Binary search - DSA 2 - Preventing Binary Search Confusion

class Solution:
    def search(self, nums: List[int], target: int) -> int:
        l, u = 0, len(nums)
 
        while u - l > 1:
            mid = (l + u) // 2
            midv = nums[mid]
            
            if midv <= target:
                l = mid
            else:
                u = mid
        
        return l if nums[l] == target else -1

Backtracking

def backtrack(curr, OTHER_ARGUMENTS...):
    if (BASE_CASE):
        # modify the answer
        return
    
    ans = 0
    for (ITERATE_OVER_INPUT):
        # modify the current state
        ans += backtrack(curr, OTHER_ARGUMENTS...)
        # undo the modification of the current state
    
    return ans

DP

def fn(arr):
    def dp(STATE):
        if BASE_CASE:
            return 0
        
        if STATE in memo:
            return memo[STATE]
        
        ans = RECURRENCE_RELATION(STATE)
        memo[STATE] = ans
        return ans
 
    memo = {}
    return dp(STATE_FOR_WHOLE_INPUT)

Trie

# note: using a class is only necessary if you want to store data at each node.
# otherwise, you can implement a trie using only hash maps.
class TrieNode:
    def __init__(self):
        # you can store data at nodes if you wish
        self.data = None
        self.children = {}
 
def fn(words):
    root = TrieNode()
    for word in words:
        curr = root
        for c in word:
            if c not in curr.children:
                curr.children[c] = TrieNode()
            curr = curr.children[c]
        # at this point, you have a full word at curr
        # you can perform more logic here to give curr an attribute if you want
    
    return root

Dijkstra

from math import inf
from heapq import *
 
distances = [inf] * n
distances[source] = 0
heap = [(0, source)]
 
while heap:
    curr_dist, node = heappop(heap)
    if curr_dist > distances[node]:
        continue
    
    for nei, weight in graph[node]:
        dist = curr_dist + weight
        if dist < distances[nei]:
            distances[nei] = dist
            heappush(heap, (dist, nei))

Reversing a linked list

Explaining how to reverse a list is terrible, but writing the code is easy.

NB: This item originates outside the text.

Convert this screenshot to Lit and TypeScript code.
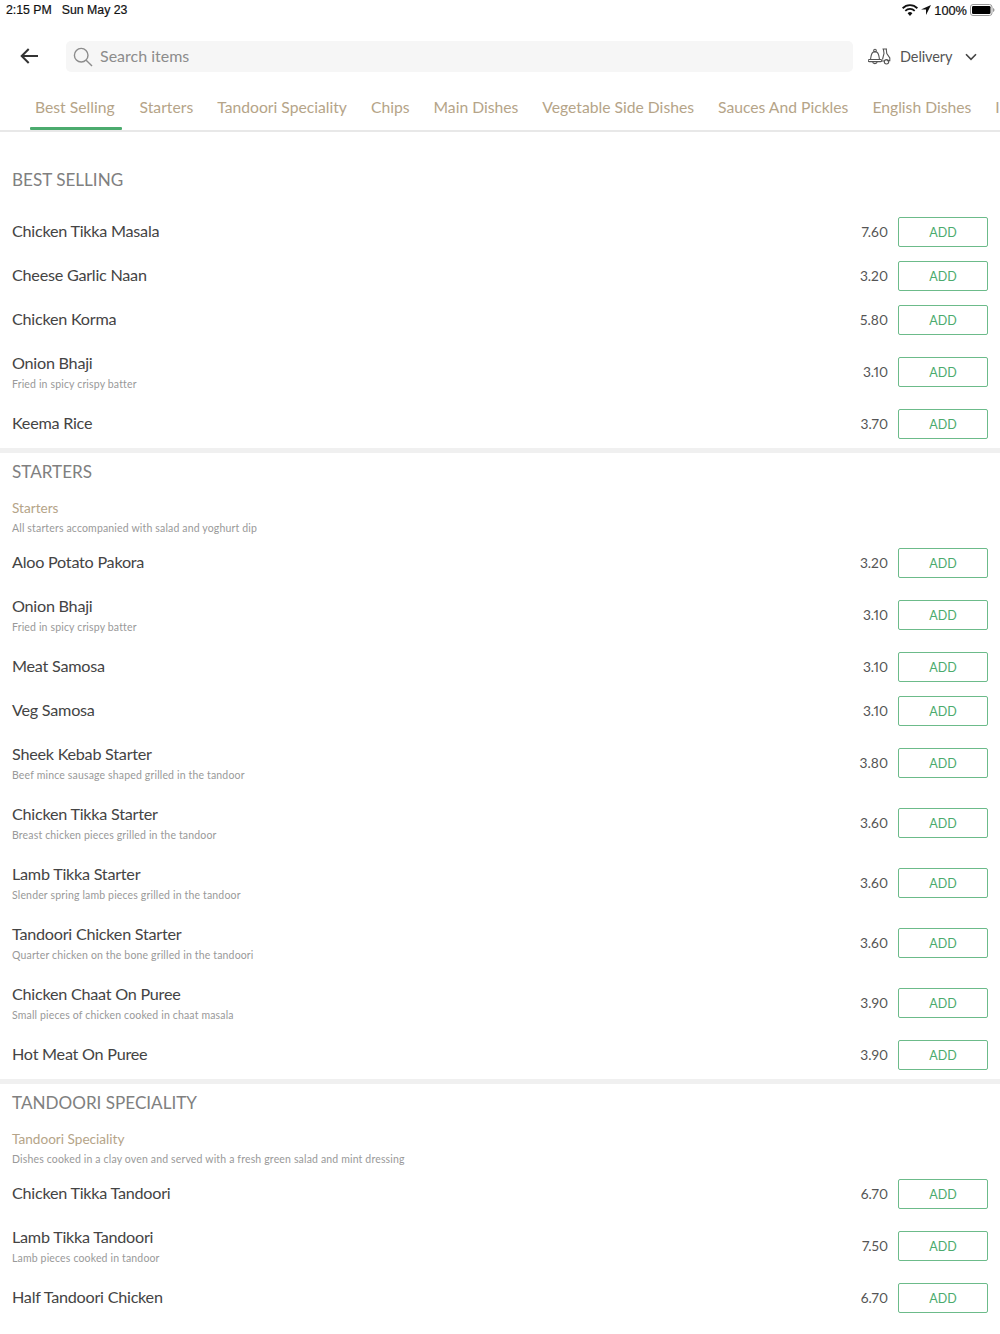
import { LitElement, html, css, svg } from "lit";
import { customElement } from "lit/decorators.js";

type Item = { n: string; p: string; d?: string };
type Sec = { t: string; sub?: string; note?: string; items: Item[] };

const TABS = ["Best Selling", "Starters", "Tandoori Speciality", "Chips", "Main Dishes", "Vegetable Side Dishes", "Sauces And Pickles", "English Dishes", "Indian Dishes"];

const SECTIONS: Sec[] = [
  { t: "BEST SELLING", items: [
    { n: "Chicken Tikka Masala", p: "7.60" },
    { n: "Cheese Garlic Naan", p: "3.20" },
    { n: "Chicken Korma", p: "5.80" },
    { n: "Onion Bhaji", p: "3.10", d: "Fried in spicy crispy batter" },
    { n: "Keema Rice", p: "3.70" },
  ]},
  { t: "STARTERS", sub: "Starters", note: "All starters accompanied with salad and yoghurt dip", items: [
    { n: "Aloo Potato Pakora", p: "3.20" },
    { n: "Onion Bhaji", p: "3.10", d: "Fried in spicy crispy batter" },
    { n: "Meat Samosa", p: "3.10" },
    { n: "Veg Samosa", p: "3.10" },
    { n: "Sheek Kebab Starter", p: "3.80", d: "Beef mince sausage shaped grilled in the tandoor" },
    { n: "Chicken Tikka Starter", p: "3.60", d: "Breast chicken pieces grilled in the tandoor" },
    { n: "Lamb Tikka Starter", p: "3.60", d: "Slender spring lamb pieces grilled in the tandoor" },
    { n: "Tandoori Chicken Starter", p: "3.60", d: "Quarter chicken on the bone grilled in the tandoori" },
    { n: "Chicken Chaat On Puree", p: "3.90", d: "Small pieces of chicken cooked in chaat masala" },
    { n: "Hot Meat On Puree", p: "3.90" },
  ]},
  { t: "TANDOORI SPECIALITY", sub: "Tandoori Speciality", note: "Dishes cooked in a clay oven and served with a fresh green salad and mint dressing", items: [
    { n: "Chicken Tikka Tandoori", p: "6.70" },
    { n: "Lamb Tikka Tandoori", p: "7.50", d: "Lamb pieces cooked in tandoor" },
    { n: "Half Tandoori Chicken", p: "6.70" },
  ]},
];

@customElement("app-root")
export class AppRoot extends LitElement {
  static styles = css`
    :host { display: block; width: 1000px; height: 1334px; overflow: hidden; background: #fff; font-family: Lato, "Open Sans", sans-serif; color: #444; font-feature-settings: "pnum"; }
    .status { height: 20px; display: flex; align-items: center; justify-content: space-between; padding: 0 5px 0 6px; font: 12.3px "Liberation Sans", sans-serif; color: #111; -webkit-text-stroke: .2px #111; }
    .status .l { display: flex; gap: 10px; }
    .status .r { display: flex; align-items: center; gap: 3px; font-size: 12.8px; }
    .bar { height: 72px; display: flex; align-items: center; padding-top: 1px; box-sizing: border-box; }
    .back { width: 66px; display: flex; justify-content: center; padding: 0 9px 2px 0; box-sizing: border-box; }
    .search { width: 787px; height: 31px; background: #f6f6f6; border-radius: 5px; display: flex; align-items: center; gap: 7px; padding-left: 7px; box-sizing: border-box; color: #8c8c8c; font-size: 16px; }
    .search span { margin-bottom: 2px; }
    .del { display: flex; align-items: center; margin-left: 15px; font-size: 14.5px; letter-spacing: -.1px; color: #555; }
    .del .txt { margin: 0 13px 1px 9px; }
    .tabs { height: 38px; display: flex; gap: 12px; padding-left: 29px; border-bottom: 2px solid #e8e8e8; overflow: hidden; box-sizing: content-box; }
    .tab { flex: none; padding: 0 6px; height: 38px; box-sizing: border-box; font-size: 15.7px; color: #b5a488; line-height: 30px; position: relative; }
    .tab.on { padding-right: 7px; }
    .tab.on::after { content: ""; position: absolute; left: 1px; right: 0; bottom: 0; height: 3px; background: #4bab6e; border-radius: 1px; }
    .sec { border-bottom: 5px solid #f0f0f0; padding-bottom: 2px; }
    .sec:last-child { border-bottom: 0; }
    .title { height: 37px; display: flex; align-items: center; padding-left: 12px; font-size: 17.1px; color: #808080; }
    .title.first { height: 36px; margin: 29px 0 13px; }
    .head { padding: 0 12px 5px; }
    .sub { font-size: 13.6px; color: #b5a488; line-height: 20px; margin-top: 8px; height: 22px; }
    .note { font-size: 10.5px; color: #999; line-height: 16px; letter-spacing: .16px; }
    .row { display: flex; align-items: center; padding: 0 12px; height: 44px; }
    .row.tall { height: 60px; }
    .info { flex: 1; }
    .name { font-size: 16.2px; letter-spacing: -.25px; line-height: 22px; color: #444; padding-bottom: 2px; }
    .tall .name { padding-bottom: 1px; }
    .desc { font-size: 10.5px; line-height: 16px; margin-top: 1px; color: #999; letter-spacing: .16px; }
    .price { font-size: 13.8px; color: #555; margin-right: 10px; padding-bottom: 2px; }
    .add { width: 90px; height: 30px; box-sizing: border-box; border: 1px solid #6cbb8a; border-radius: 2px; color: #4bab6e; font-size: 12.5px; display: flex; align-items: center; justify-content: center; }
  `;

  icons = {
    back: svg`<svg width="18" height="16" viewBox="0 0 18 16" fill="none" stroke="#333" stroke-width="2"><path d="M18 8H2M8.700 1 1.700 8l7 7"/></svg>`,
    search: svg`<svg width="20" height="20" viewBox="0 0 20 20" fill="none" stroke="#8c8c8c" stroke-width="1.4"><circle cx="8.200" cy="8.200" r="6.800"/><path d="M13.200 13.200 19 19"/></svg>`,
    chev: svg`<svg width="12" height="8" viewBox="0 0 12 8" fill="none" stroke="#444" stroke-width="1.600"><path d="M1 1.200 6 6.400l5-5.200"/></svg>`,
    del: svg`<svg width="23" height="17" viewBox="0 0 23 17" fill="none" stroke="#555" stroke-width="1.100"><path d="M2.500 11.500C3 9 3 5.500 5 4.200c1.300-.8 2.700-.8 4 0C11 5.500 11 9 11.500 11.500z"/><circle cx="7" cy="2.600" r="1.300"/><path d="M1.200 11.500h11.600c.7 0 1 .5 1 1.100 0 .6-.4 1-1 1H1.200c-.6 0-1-.4-1-1 0-.6.3-1.100 1-1.100zM4.500 13.600c.2 1.200 1.100 2 2.400 2s2.200-.8 2.400-2M13.800 13h2.700M14.500 1h4.500M15.400 1l.6 4.500-1.500 6M18.200 1l.6 4.500 3 4.500v2.600h-3"/><circle cx="18.500" cy="13.800" r="2.200"/></svg>`,
    wifi: svg`<svg width="16" height="12" viewBox="0 0 16 12"><path d="M8 12 5.600 9.300a3.300 3.300 0 0 1 4.800 0zM3.900 7.600 2.700 6.300a7.500 7.500 0 0 1 10.600 0l-1.200 1.300a5.700 5.700 0 0 0-8.200 0zM1.300 4.900 0 3.500a11.200 11.200 0 0 1 16 0l-1.300 1.400a9.400 9.400 0 0 0-13.400 0z" fill="#111"/></svg>`,
    loc: svg`<svg width="10" height="10" viewBox="0 0 10 10"><path d="M10 0 0 4.600h5V10z" fill="#111"/></svg>`,
    batt: svg`<svg width="25" height="12" viewBox="0 0 25 12"><rect x=".5" y=".5" width="21.500" height="11" rx="2.500" fill="none" stroke="#999"/><rect x="2" y="2" width="18.500" height="8" rx="1.200" fill="#000"/><path d="M23 4v4c.8-.3 1.500-1 1.500-2s-.7-1.700-1.500-2z" fill="#999"/></svg>`,
  };

  renderRow(i: Item) {
    return html`<div class="row ${i.d ? "tall" : ""}">
      <div class="info"><div class="name">${i.n}</div>${i.d ? html`<div class="desc">${i.d}</div>` : ""}</div>
      <div class="price">${i.p}</div>
      <div class="add">ADD</div>
    </div>`;
  }

  render() {
    return html`
      <div class="status">
        <div class="l"><span>2:15 PM</span><span>Sun May 23</span></div>
        <div class="r">${this.icons.wifi}${this.icons.loc}<span>100%</span>${this.icons.batt}</div>
      </div>
      <div class="bar">
        <div class="back">${this.icons.back}</div>
        <div class="search">${this.icons.search}<span>Search items</span></div>
        <div class="del">${this.icons.del}<span class="txt">Delivery</span>${this.icons.chev}</div>
      </div>
      <div class="tabs">${TABS.map((t, i) => html`<div class="tab ${i === 0 ? "on" : ""}">${t}</div>`)}</div>
      ${SECTIONS.map((s, idx) => html`<div class="sec">
        <div class="title ${idx === 0 ? "first" : ""}">${s.t}</div>
        ${s.sub ? html`<div class="head"><div class="sub">${s.sub}</div><div class="note">${s.note}</div></div>` : ""}
        ${s.items.map((i) => this.renderRow(i))}
      </div>`)}
    `;
  }
}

You need to remember that you need two variables, and you start with a temporary one

class Solution:
    def reverseList(self, head: Optional[ListNode]) -> Optional[ListNode]:
        cur, prev = head, None
 
        while cur:
            temp = cur.next
            cur.next = prev
            prev = cur
            cur = temp
 
        return prev

Look at that pattern. We go temp → cur.net → prev → cur → temp. That is, every line ends with the start of the next line. From there it’s obvious.

1. We have to start with temp
2. What are we going to forget when we move forwards; what’s temp for? Ah, cur.next
3. What do we want cur.next to become? Ah, the previous
4. What do we want previous to become? Ah, the current,
5. Oh right we stored cur in the temp

It’s a bit cooked, but this method let me one-shot the problem even though I haven’t seen it in a year or thought about it for that long.

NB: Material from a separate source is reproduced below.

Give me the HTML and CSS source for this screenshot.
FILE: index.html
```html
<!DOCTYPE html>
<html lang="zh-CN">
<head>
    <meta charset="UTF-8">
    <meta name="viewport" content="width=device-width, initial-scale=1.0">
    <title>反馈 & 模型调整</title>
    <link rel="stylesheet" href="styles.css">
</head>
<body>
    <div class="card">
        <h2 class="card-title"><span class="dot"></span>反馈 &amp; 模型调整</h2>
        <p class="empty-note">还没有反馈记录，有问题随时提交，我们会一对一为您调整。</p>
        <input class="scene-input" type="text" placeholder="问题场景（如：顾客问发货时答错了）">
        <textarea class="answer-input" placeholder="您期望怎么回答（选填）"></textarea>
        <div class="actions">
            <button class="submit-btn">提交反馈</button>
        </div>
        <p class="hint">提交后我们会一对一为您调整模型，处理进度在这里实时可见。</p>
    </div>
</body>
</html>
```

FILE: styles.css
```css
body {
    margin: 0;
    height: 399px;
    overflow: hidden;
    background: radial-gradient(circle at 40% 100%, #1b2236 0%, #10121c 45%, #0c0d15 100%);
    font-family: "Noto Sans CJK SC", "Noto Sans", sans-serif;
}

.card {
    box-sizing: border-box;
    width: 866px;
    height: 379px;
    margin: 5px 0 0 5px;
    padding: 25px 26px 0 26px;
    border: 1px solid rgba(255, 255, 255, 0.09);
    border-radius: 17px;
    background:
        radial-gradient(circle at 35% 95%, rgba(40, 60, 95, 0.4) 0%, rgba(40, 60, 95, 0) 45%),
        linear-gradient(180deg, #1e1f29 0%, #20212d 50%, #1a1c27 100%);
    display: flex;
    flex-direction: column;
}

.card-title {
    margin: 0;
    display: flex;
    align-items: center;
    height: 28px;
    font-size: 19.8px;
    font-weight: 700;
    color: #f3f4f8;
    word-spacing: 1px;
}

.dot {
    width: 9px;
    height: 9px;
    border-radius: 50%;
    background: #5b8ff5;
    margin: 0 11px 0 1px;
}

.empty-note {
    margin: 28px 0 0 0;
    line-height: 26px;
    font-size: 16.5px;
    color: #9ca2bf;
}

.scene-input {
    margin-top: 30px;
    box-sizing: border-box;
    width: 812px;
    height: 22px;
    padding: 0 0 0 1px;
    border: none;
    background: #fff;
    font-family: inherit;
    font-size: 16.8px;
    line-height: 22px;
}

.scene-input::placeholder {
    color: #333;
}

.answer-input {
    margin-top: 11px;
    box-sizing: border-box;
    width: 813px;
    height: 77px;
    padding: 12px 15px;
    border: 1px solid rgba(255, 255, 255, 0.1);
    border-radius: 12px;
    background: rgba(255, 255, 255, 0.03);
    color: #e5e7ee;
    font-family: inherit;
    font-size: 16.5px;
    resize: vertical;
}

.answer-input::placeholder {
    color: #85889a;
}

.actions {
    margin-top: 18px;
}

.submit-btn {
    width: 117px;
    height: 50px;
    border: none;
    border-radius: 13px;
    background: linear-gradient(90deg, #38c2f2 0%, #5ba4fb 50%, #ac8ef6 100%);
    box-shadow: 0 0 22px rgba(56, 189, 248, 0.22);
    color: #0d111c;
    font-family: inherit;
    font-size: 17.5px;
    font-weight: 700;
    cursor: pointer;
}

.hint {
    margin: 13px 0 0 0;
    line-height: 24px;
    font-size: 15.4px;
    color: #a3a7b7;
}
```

Boyer-Moore voting algorithm

This is for majority element. Its the obscure approach, and probably nobody will ask you this question while expecting this answer. It’s $O(n)$ with $O(1)$ space. I didn’t remember it at all while doing the problem.

class Solution:
    def majorityElement(self, nums):
        count = 0
        candidate = None
 
        for num in nums:
            if count == 0:
                candidate = num
            count += 1 if num == candidate else -1
 
        return candidate

This has the explanation. Quite funny, the opening paragraph simply says “If we had a way of counting instances of the majority element as $+1$, and instances of other elements as $-1$, summing them would make it obvious that the majority element is indeed the majority element”. I guess the non-intuitive thing is that this still holds even when other numbers are mixed in. Say your first number is your target, then $len//2-1$ of the array is random numbers, and the remainder is the target. You’ll be initially good, then bad, then the number at the end will make it okay again.